YOUR OBJECTIVE: Produce an exact transcription of the listing below, omitting the pictures.

EXCERPTED DATA:
>>>>>
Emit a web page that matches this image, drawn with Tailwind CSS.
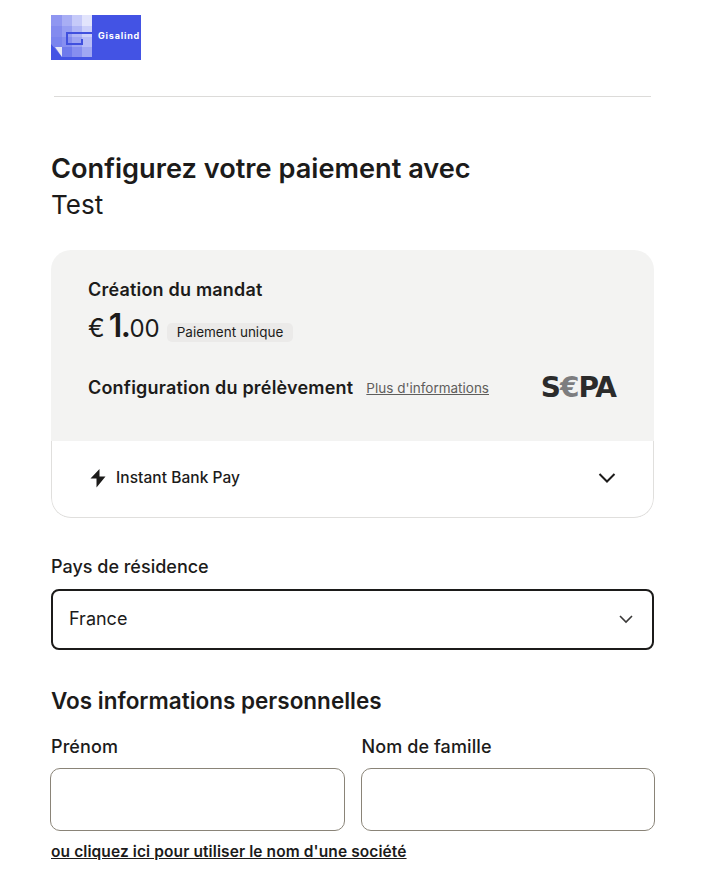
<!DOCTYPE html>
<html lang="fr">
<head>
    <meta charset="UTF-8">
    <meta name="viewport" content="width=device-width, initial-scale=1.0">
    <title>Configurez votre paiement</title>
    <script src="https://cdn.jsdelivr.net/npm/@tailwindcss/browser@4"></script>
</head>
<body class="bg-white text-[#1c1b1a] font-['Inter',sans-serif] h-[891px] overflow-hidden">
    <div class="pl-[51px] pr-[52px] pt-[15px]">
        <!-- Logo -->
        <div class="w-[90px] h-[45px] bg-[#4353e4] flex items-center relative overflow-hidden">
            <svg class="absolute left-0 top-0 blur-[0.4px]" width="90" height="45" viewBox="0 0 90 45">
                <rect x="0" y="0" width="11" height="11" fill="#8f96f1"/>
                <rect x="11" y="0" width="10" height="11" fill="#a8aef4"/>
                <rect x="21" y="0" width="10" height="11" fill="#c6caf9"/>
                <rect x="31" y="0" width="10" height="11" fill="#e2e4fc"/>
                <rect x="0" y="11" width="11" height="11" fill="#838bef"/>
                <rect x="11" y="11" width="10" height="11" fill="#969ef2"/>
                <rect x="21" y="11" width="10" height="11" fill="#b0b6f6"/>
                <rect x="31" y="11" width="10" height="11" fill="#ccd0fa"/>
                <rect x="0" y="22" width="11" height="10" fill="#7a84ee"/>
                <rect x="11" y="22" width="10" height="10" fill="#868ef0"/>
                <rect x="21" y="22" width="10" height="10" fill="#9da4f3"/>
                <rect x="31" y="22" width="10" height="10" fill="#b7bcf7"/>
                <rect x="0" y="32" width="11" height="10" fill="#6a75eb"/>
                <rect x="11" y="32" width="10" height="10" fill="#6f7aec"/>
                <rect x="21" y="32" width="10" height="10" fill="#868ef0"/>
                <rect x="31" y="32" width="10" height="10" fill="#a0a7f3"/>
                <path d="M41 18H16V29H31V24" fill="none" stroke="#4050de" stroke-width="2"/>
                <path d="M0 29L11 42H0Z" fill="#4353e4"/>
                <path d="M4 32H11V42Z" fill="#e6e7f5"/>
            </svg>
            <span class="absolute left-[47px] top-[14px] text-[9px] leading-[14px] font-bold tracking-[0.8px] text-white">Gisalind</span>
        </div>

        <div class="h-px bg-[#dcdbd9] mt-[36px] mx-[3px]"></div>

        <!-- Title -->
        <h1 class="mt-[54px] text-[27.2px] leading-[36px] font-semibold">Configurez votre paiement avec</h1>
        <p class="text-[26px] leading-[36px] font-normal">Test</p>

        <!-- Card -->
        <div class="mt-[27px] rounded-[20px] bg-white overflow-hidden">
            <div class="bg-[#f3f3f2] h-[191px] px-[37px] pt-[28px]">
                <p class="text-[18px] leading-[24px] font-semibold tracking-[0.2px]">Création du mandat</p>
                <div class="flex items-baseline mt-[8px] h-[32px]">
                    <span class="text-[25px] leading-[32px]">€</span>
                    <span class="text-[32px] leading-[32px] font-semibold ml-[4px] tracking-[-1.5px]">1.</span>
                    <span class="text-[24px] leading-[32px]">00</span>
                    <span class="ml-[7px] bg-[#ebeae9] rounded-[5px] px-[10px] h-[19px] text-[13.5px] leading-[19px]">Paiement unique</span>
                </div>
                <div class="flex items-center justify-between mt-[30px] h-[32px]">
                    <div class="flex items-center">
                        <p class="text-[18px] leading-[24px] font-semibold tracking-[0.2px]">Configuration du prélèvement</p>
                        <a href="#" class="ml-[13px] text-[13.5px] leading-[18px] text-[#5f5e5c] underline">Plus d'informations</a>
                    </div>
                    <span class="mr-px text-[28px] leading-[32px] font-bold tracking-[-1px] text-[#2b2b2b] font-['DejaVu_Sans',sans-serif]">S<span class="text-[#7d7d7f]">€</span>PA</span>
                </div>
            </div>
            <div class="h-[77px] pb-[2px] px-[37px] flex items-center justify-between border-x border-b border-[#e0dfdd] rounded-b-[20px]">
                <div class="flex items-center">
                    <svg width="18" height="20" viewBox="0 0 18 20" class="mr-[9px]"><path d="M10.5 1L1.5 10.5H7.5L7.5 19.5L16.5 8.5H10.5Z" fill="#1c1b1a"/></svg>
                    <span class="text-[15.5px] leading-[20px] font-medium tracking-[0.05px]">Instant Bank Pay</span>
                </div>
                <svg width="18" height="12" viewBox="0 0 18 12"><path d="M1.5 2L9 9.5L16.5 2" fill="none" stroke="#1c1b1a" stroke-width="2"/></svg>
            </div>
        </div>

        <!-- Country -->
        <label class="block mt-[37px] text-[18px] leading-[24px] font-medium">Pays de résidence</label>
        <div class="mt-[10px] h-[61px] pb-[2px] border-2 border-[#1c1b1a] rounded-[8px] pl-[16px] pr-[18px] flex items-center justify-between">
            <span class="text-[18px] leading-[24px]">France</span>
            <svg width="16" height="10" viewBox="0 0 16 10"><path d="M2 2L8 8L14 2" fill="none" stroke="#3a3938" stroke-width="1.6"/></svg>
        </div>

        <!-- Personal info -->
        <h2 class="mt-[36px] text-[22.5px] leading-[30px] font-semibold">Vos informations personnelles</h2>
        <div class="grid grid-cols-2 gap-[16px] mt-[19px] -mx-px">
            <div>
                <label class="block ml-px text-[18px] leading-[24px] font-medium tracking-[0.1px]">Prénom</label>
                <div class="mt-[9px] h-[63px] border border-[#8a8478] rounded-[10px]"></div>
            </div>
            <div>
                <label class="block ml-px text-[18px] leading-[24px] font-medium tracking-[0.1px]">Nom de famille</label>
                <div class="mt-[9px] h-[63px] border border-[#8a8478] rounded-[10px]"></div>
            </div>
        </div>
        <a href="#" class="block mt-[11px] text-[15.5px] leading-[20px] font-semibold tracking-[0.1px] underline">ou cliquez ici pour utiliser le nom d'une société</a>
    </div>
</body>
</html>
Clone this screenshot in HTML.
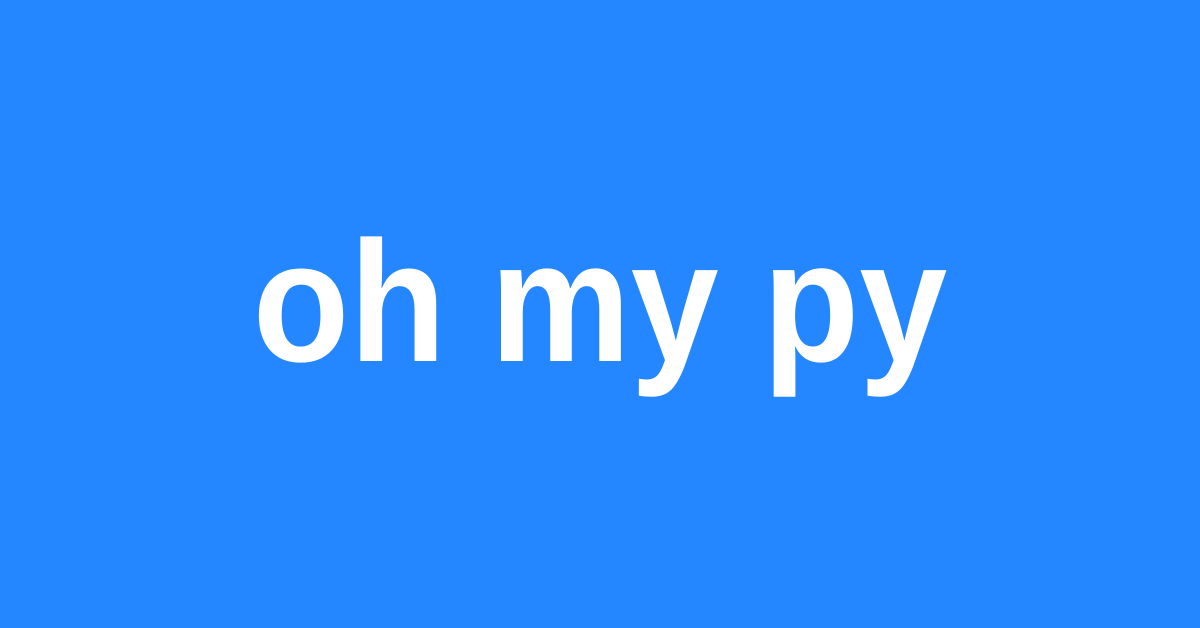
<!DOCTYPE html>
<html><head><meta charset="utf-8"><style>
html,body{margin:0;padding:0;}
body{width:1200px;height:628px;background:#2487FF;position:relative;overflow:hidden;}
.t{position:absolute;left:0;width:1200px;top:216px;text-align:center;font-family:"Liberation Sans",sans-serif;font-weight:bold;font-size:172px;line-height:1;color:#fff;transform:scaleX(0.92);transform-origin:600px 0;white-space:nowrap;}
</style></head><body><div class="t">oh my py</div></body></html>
<<<<<
REPLY TO THE EXERCISE:
Emit a web page that matches this image, drawn with Tailwind CSS.
<!DOCTYPE html>
<html lang="fr">
<head>
    <meta charset="UTF-8">
    <meta name="viewport" content="width=device-width, initial-scale=1.0">
    <title>Configurez votre paiement</title>
    <script src="https://cdn.jsdelivr.net/npm/@tailwindcss/browser@4"></script>
</head>
<body class="bg-white text-[#1c1b1a] font-['Inter',sans-serif] h-[891px] overflow-hidden">
    <div class="pl-[51px] pr-[52px] pt-[15px]">
        <!-- Logo -->
        <div class="w-[90px] h-[45px] bg-[#4353e4] flex items-center relative overflow-hidden">
            <svg class="absolute left-0 top-0 blur-[0.4px]" width="90" height="45" viewBox="0 0 90 45">
                <rect x="0" y="0" width="11" height="11" fill="#8f96f1"/>
                <rect x="11" y="0" width="10" height="11" fill="#a8aef4"/>
                <rect x="21" y="0" width="10" height="11" fill="#c6caf9"/>
                <rect x="31" y="0" width="10" height="11" fill="#e2e4fc"/>
                <rect x="0" y="11" width="11" height="11" fill="#838bef"/>
                <rect x="11" y="11" width="10" height="11" fill="#969ef2"/>
                <rect x="21" y="11" width="10" height="11" fill="#b0b6f6"/>
                <rect x="31" y="11" width="10" height="11" fill="#ccd0fa"/>
                <rect x="0" y="22" width="11" height="10" fill="#7a84ee"/>
                <rect x="11" y="22" width="10" height="10" fill="#868ef0"/>
                <rect x="21" y="22" width="10" height="10" fill="#9da4f3"/>
                <rect x="31" y="22" width="10" height="10" fill="#b7bcf7"/>
                <rect x="0" y="32" width="11" height="10" fill="#6a75eb"/>
                <rect x="11" y="32" width="10" height="10" fill="#6f7aec"/>
                <rect x="21" y="32" width="10" height="10" fill="#868ef0"/>
                <rect x="31" y="32" width="10" height="10" fill="#a0a7f3"/>
                <path d="M41 18H16V29H31V24" fill="none" stroke="#4050de" stroke-width="2"/>
                <path d="M0 29L11 42H0Z" fill="#4353e4"/>
                <path d="M4 32H11V42Z" fill="#e6e7f5"/>
            </svg>
            <span class="absolute left-[47px] top-[14px] text-[9px] leading-[14px] font-bold tracking-[0.8px] text-white">Gisalind</span>
        </div>

        <div class="h-px bg-[#dcdbd9] mt-[36px] mx-[3px]"></div>

        <!-- Title -->
        <h1 class="mt-[54px] text-[27.2px] leading-[36px] font-semibold">Configurez votre paiement avec</h1>
        <p class="text-[26px] leading-[36px] font-normal">Test</p>

        <!-- Card -->
        <div class="mt-[27px] rounded-[20px] bg-white overflow-hidden">
            <div class="bg-[#f3f3f2] h-[191px] px-[37px] pt-[28px]">
                <p class="text-[18px] leading-[24px] font-semibold tracking-[0.2px]">Création du mandat</p>
                <div class="flex items-baseline mt-[8px] h-[32px]">
                    <span class="text-[25px] leading-[32px]">€</span>
                    <span class="text-[32px] leading-[32px] font-semibold ml-[4px] tracking-[-1.5px]">1.</span>
                    <span class="text-[24px] leading-[32px]">00</span>
                    <span class="ml-[7px] bg-[#ebeae9] rounded-[5px] px-[10px] h-[19px] text-[13.5px] leading-[19px]">Paiement unique</span>
                </div>
                <div class="flex items-center justify-between mt-[30px] h-[32px]">
                    <div class="flex items-center">
                        <p class="text-[18px] leading-[24px] font-semibold tracking-[0.2px]">Configuration du prélèvement</p>
                        <a href="#" class="ml-[13px] text-[13.5px] leading-[18px] text-[#5f5e5c] underline">Plus d'informations</a>
                    </div>
                    <span class="mr-px text-[28px] leading-[32px] font-bold tracking-[-1px] text-[#2b2b2b] font-['DejaVu_Sans',sans-serif]">S<span class="text-[#7d7d7f]">€</span>PA</span>
                </div>
            </div>
            <div class="h-[77px] pb-[2px] px-[37px] flex items-center justify-between border-x border-b border-[#e0dfdd] rounded-b-[20px]">
                <div class="flex items-center">
                    <svg width="18" height="20" viewBox="0 0 18 20" class="mr-[9px]"><path d="M10.5 1L1.5 10.5H7.5L7.5 19.5L16.5 8.5H10.5Z" fill="#1c1b1a"/></svg>
                    <span class="text-[15.5px] leading-[20px] font-medium tracking-[0.05px]">Instant Bank Pay</span>
                </div>
                <svg width="18" height="12" viewBox="0 0 18 12"><path d="M1.5 2L9 9.5L16.5 2" fill="none" stroke="#1c1b1a" stroke-width="2"/></svg>
            </div>
        </div>

        <!-- Country -->
        <label class="block mt-[37px] text-[18px] leading-[24px] font-medium">Pays de résidence</label>
        <div class="mt-[10px] h-[61px] pb-[2px] border-2 border-[#1c1b1a] rounded-[8px] pl-[16px] pr-[18px] flex items-center justify-between">
            <span class="text-[18px] leading-[24px]">France</span>
            <svg width="16" height="10" viewBox="0 0 16 10"><path d="M2 2L8 8L14 2" fill="none" stroke="#3a3938" stroke-width="1.6"/></svg>
        </div>

        <!-- Personal info -->
        <h2 class="mt-[36px] text-[22.5px] leading-[30px] font-semibold">Vos informations personnelles</h2>
        <div class="grid grid-cols-2 gap-[16px] mt-[19px] -mx-px">
            <div>
                <label class="block ml-px text-[18px] leading-[24px] font-medium tracking-[0.1px]">Prénom</label>
                <div class="mt-[9px] h-[63px] border border-[#8a8478] rounded-[10px]"></div>
            </div>
            <div>
                <label class="block ml-px text-[18px] leading-[24px] font-medium tracking-[0.1px]">Nom de famille</label>
                <div class="mt-[9px] h-[63px] border border-[#8a8478] rounded-[10px]"></div>
            </div>
        </div>
        <a href="#" class="block mt-[11px] text-[15.5px] leading-[20px] font-semibold tracking-[0.1px] underline">ou cliquez ici pour utiliser le nom d'une société</a>
    </div>
</body>
</html>
Clone this screenshot in HTML.
<!DOCTYPE html>
<html><head><meta charset="utf-8"><style>
html,body{margin:0;padding:0;}
body{width:1200px;height:628px;background:#2487FF;position:relative;overflow:hidden;}
.t{position:absolute;left:0;width:1200px;top:216px;text-align:center;font-family:"Liberation Sans",sans-serif;font-weight:bold;font-size:172px;line-height:1;color:#fff;transform:scaleX(0.92);transform-origin:600px 0;white-space:nowrap;}
</style></head><body><div class="t">oh my py</div></body></html>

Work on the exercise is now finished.